Work to be completed: Return each line containing the string "that".

Dataset excerpts:
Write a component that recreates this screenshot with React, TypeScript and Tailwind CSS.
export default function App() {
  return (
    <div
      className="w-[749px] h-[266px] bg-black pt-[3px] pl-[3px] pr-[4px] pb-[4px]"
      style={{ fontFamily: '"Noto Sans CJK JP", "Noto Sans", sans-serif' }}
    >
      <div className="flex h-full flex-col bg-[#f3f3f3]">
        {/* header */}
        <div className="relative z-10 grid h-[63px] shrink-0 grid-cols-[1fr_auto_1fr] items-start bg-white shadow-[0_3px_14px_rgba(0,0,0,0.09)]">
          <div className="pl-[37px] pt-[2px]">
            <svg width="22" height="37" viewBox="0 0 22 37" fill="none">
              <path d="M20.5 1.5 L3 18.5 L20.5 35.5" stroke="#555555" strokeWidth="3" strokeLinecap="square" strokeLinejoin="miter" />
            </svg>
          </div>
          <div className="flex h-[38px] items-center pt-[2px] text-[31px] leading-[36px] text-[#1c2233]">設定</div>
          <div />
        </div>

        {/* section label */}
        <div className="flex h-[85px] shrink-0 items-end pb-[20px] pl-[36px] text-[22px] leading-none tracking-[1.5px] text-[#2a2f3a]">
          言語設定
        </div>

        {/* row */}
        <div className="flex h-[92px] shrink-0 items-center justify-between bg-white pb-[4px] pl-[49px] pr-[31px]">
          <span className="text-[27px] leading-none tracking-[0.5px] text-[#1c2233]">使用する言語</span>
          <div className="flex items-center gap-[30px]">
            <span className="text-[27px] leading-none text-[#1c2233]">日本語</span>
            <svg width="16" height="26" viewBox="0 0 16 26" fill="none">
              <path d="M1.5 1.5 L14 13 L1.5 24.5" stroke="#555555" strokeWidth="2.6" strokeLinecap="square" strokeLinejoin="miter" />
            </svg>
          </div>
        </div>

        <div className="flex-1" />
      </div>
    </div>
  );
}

--

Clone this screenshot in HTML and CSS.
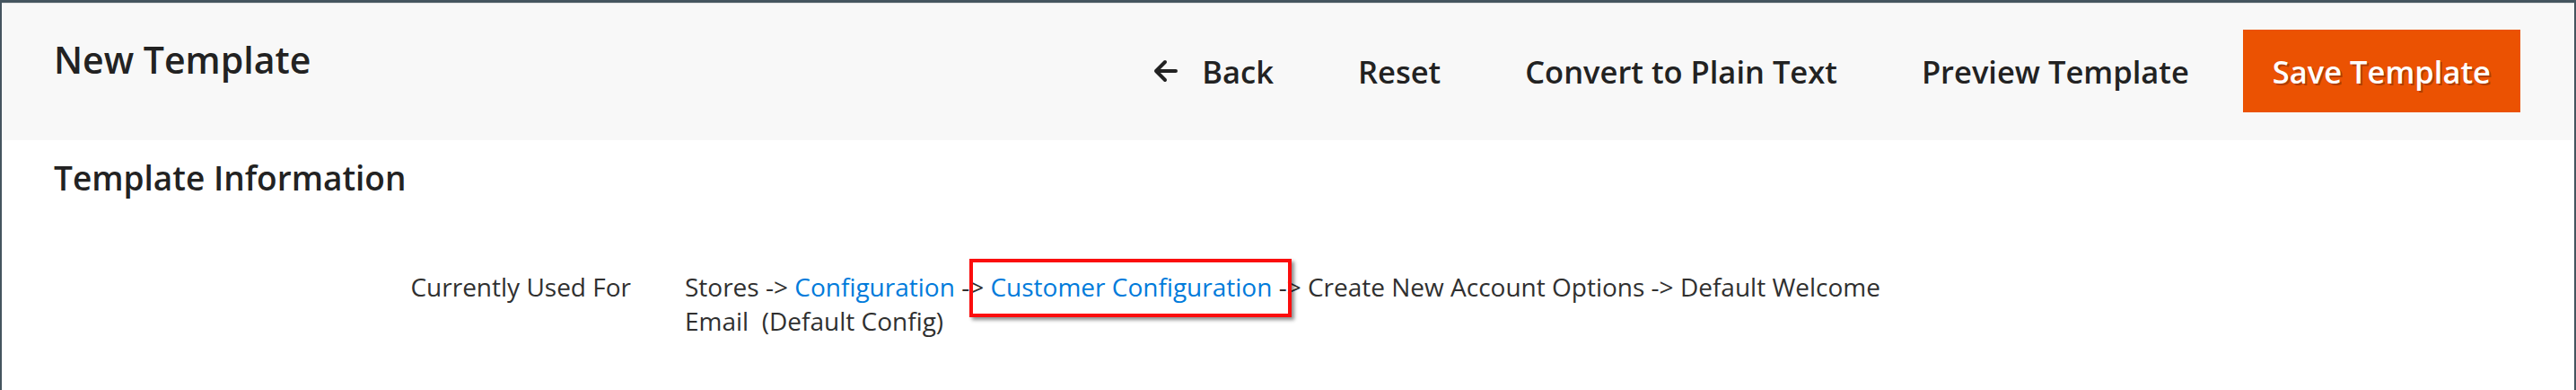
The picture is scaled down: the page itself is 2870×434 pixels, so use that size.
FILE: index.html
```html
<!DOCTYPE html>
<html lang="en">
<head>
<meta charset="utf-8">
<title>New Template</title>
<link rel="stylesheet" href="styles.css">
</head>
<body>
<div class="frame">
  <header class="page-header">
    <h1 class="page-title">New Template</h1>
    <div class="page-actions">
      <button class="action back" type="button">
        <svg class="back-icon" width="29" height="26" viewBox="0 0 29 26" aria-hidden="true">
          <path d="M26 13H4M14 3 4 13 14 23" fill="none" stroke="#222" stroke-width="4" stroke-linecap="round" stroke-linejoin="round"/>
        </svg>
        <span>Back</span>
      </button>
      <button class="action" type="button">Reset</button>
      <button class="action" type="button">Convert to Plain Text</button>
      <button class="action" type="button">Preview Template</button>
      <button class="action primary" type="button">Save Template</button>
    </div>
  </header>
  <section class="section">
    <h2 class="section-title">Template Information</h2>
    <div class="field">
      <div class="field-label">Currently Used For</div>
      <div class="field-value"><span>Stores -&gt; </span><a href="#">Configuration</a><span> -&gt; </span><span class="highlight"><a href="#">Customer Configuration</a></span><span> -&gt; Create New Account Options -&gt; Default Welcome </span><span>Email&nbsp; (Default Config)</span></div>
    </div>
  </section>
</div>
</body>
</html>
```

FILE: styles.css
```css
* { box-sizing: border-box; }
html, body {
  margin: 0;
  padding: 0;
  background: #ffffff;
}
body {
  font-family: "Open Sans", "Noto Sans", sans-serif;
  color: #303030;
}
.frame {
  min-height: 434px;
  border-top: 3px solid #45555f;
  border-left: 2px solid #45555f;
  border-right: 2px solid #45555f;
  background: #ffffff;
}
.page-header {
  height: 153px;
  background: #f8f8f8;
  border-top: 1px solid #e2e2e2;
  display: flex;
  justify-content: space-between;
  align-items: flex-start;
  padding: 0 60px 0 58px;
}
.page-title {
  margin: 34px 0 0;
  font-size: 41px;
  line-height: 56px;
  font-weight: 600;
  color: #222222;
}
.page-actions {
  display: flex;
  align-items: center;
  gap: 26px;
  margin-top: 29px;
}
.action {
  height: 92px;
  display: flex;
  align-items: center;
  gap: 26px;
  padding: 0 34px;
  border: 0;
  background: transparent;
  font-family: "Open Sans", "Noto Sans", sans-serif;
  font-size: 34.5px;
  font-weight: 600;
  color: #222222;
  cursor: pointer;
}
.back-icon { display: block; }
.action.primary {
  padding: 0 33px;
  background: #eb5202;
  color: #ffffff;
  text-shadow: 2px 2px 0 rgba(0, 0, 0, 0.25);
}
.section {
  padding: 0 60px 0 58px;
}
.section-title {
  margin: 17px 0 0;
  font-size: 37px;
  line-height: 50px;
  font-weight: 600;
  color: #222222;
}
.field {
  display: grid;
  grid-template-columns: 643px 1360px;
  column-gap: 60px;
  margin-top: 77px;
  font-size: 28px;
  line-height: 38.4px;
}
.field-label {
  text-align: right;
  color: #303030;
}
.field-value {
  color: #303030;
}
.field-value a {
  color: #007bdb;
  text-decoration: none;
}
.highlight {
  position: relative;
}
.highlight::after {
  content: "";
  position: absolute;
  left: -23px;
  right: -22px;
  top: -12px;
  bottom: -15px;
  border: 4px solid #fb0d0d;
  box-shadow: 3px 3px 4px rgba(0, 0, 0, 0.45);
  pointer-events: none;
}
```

Complete answer:
Write a component that recreates this screenshot with React, TypeScript and Tailwind CSS.
The picture is scaled down: the page itself is 2870×434 pixels, so use that size.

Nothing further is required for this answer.